The franchise sector is expected to grow by $36 billion in 2017 through business and job additions, led by continued strong performance by the industry that uses the model most: Restaurants.
That is according to the International Franchise Association, which on Tuesday released its annual Franchise Business Economic Outlook for 2017.
The trade group said that output by franchise businesses is expected to grow to $710 billion in 2017, up from $674 billion or 5.3 percent in 2016.
The report provided numerous details suggesting that the sector should grow at a faster rate than the overall economy, which itself is expected to improve thanks to a recovering energy sector and improving consumer spending. IHS Markit Economics did the study for the IFA.
The number of franchise establishments is expected to increase by 1.6 percent to 744,437 locations. Those locations are expected to provide nearly 7.9 million jobs, up 3.3 percent from 2016. The sector is expected to have a gross domestic product of $426 billion, up $21 billion or 5.2 percent from 2016.
“Franchising is an American success story,” IFA president and CEO Robert Cresanti said on a conference call with reporters on Tuesday. “Establishments are growing faster and creating more jobs at a faster pace than the overall economy. They’re getting more sales and growth than other businesses.”

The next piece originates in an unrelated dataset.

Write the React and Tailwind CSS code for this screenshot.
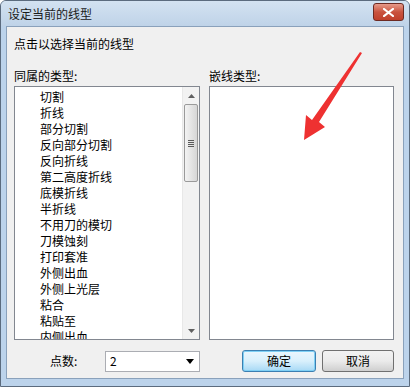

The association expects that the restaurant industry will generate much of the franchise business model’s growth in 2017. Restaurants represent by far the largest number of franchise establishments, thanks to large-size chains such as Subway and McDonald’s Corp. as well as the number of restaurant chains that use franchising to grow quickly.
The fastest rate of growth is expected to come from full-service restaurants, where employment is expected to grow by 3.9 percent in 2017 and output is expected to grow by 6.8 percent, to $67.5 billion.
Close behind, however, is quick-service restaurants, which employ more than three times any other business sector that commonly uses franchising. The number of quick-service workers is expected to grow 4 percent in 2017 to 3.6 million. And output by quick-service restaurants is expected to grow by 6.7 percent to $237.6 billion.
Combined, quick- and full-service restaurants represent nearly 59 percent of the 7.9 million people that franchises are projected to employ in 2017. They are expected to represent 43 percent of franchise businesses’ total projected output for the year.
While expected to be strong in 2017, growth at 5.3 percent would nevertheless represent a slowdown from recent years: output had jumped by at least 5.6 percent from 2014 through 2016. The projected 3.3 percent uptick in employment would also be a modest slowdown from the 3.5 percent increase in 2016. The association said that slowdown was due largely to its increased size and the difficulty of keeping pace with that level.
Still, the IFA did take the opportunity to push for regulatory changes believed capable of opening up an even faster growth rate in the coming years.
The association, along with many other industry trade groups, is banking on Republicans in Congress and the Trump Administration to review and reduce regulations they see as slowing business growth — or could slow that growth in the future.
On the conference call, U.S. Rep. Bradley Byrne, R-Ala., vowed that the new administration and Congress would roll back much of the Obama Administration’s regulations. That includes the Affordable Care Act, new overtime rules and the National Labor Relations Board’s joint-employer standard.
“There’s going to be a host of executive and legislative actions,” Byrne said. “We know, and President Trump knows, its businesses like yours that make the American economy work, and not government.”
The economic outlook does not take potential regulatory changes or proposed tax relief into account, however. But Cresanti insisted that businesses would be more likely to add locations if these issues were addressed.
“After the election was over, there was a sense of -- maybe an unwarranted -- but significant amount of optimism,” Cresanti said. “There’s a level of optimism where people who have the ability to open two or three more stores can now get them open. Administrative action or congressional action, I think that will make a difference in the numbers a year from now.”